Correction Officer Timothy J. Zeller from Fishkill Correctional Facility was on his way home from work when he observed a vehicle exit the highway, roll down an embankment, and burst into flames. Officer Zeller immediately climbed down the embankment and assisted in removing three adults and a dog from the burning vehicle. He then moved the victims up the heavily wooded embankment to the safety of a parking lot, provided necessary first aid measures, and kept them calm until emergency responders arrived.
Correction Officer Michael E. Denkenberger from Willard Drug Treatment Campus was heading to work while Correction Officer Todd M. Benton from Willard Drug Treatment Campus was returning home from his tour of duty. Officer Benton observed a pickup truck strike an embankment, roll over, and land on its roof in the middle of the road. As Officer Benton dialed 911, Officer Denkenberger arrived and saw a man attempting to drag himself away from the vehicle. Officer Denkenberger rushed to assist the man who had collapsed near the vehicle, which was now on fire, and dragged him to safety. Officer Benton approached the vehicle to check for other occupants. Realizing that Officer Denkenberger's vehicle was close in proximity to the accident vehicle fire that was intensifying, Officer Benton moved Officer Denkenberger's vehicle a safe distance from the burning vehicle. Both officers remained on the scene providing aid until emergency personnel arrived.

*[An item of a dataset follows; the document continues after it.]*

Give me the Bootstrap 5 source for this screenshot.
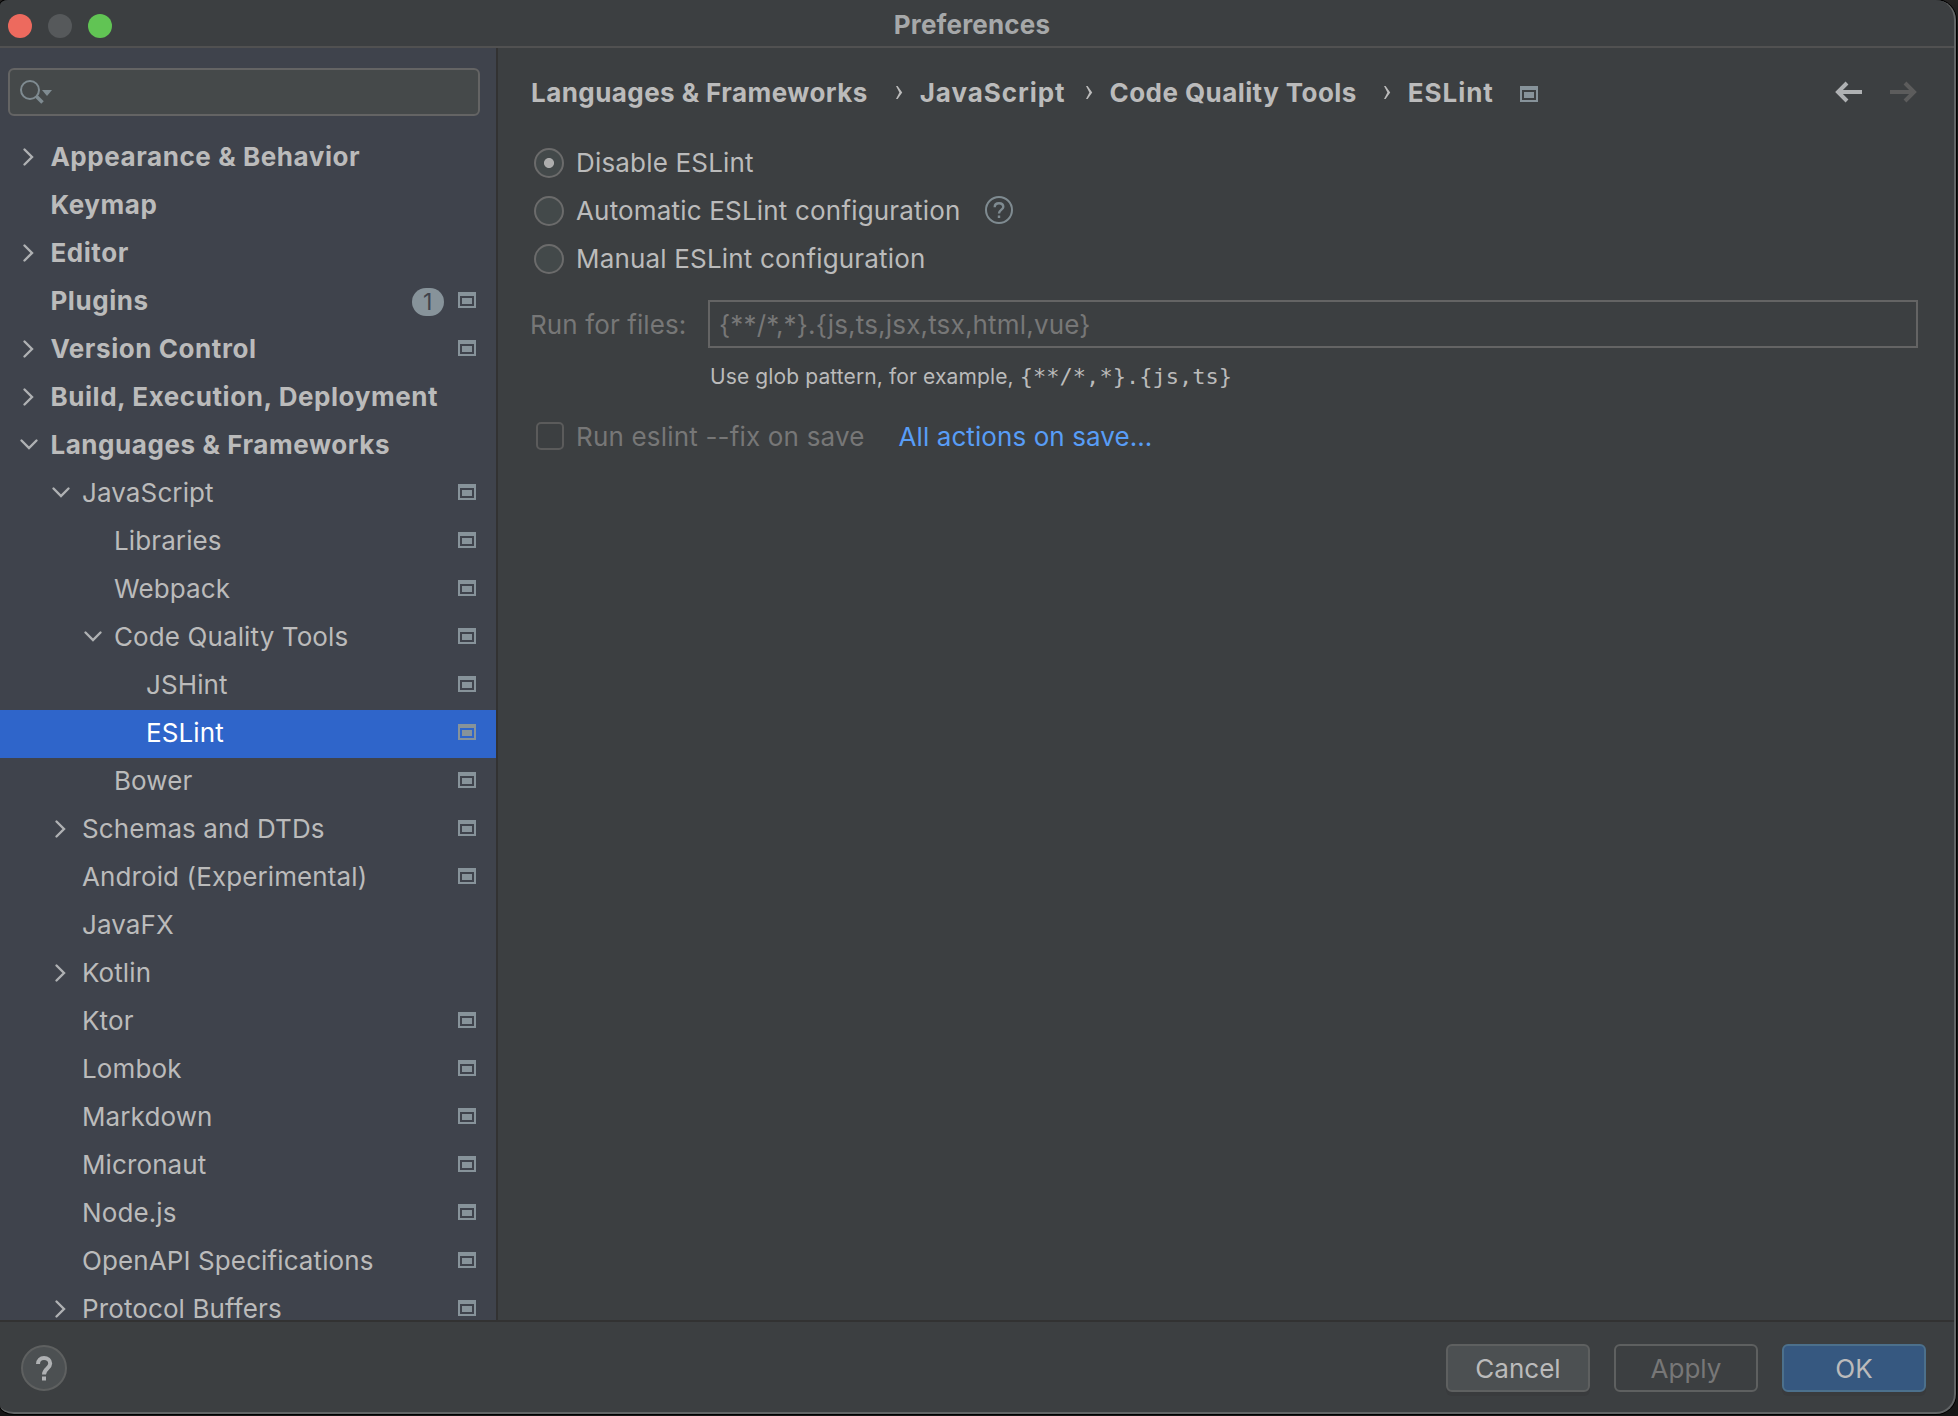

Earlier in the day, representatives of the Public Employees Federation, the New York State Correctional Officers and Police Benevolent Association, and Council 82 joined the Department in honoring employees who died in the line of duty by laying a wreath at the Parole Officers’ and Correction Officers’ Memorial located at the Empire State Plaza in Albany.
The annual Medals and Memorial Ceremony takes place at the Academy’s 50-acre Albany campus. The centerpiece of the Memorial Park in front of the Academy is an Empire blue granite memorial standing 12 feet high, 6 feet wide and 18 inches deep, and weighing 19,711 pounds. The names of fallen employees are enshrined with plaques displayed in the Academy Memorial Room.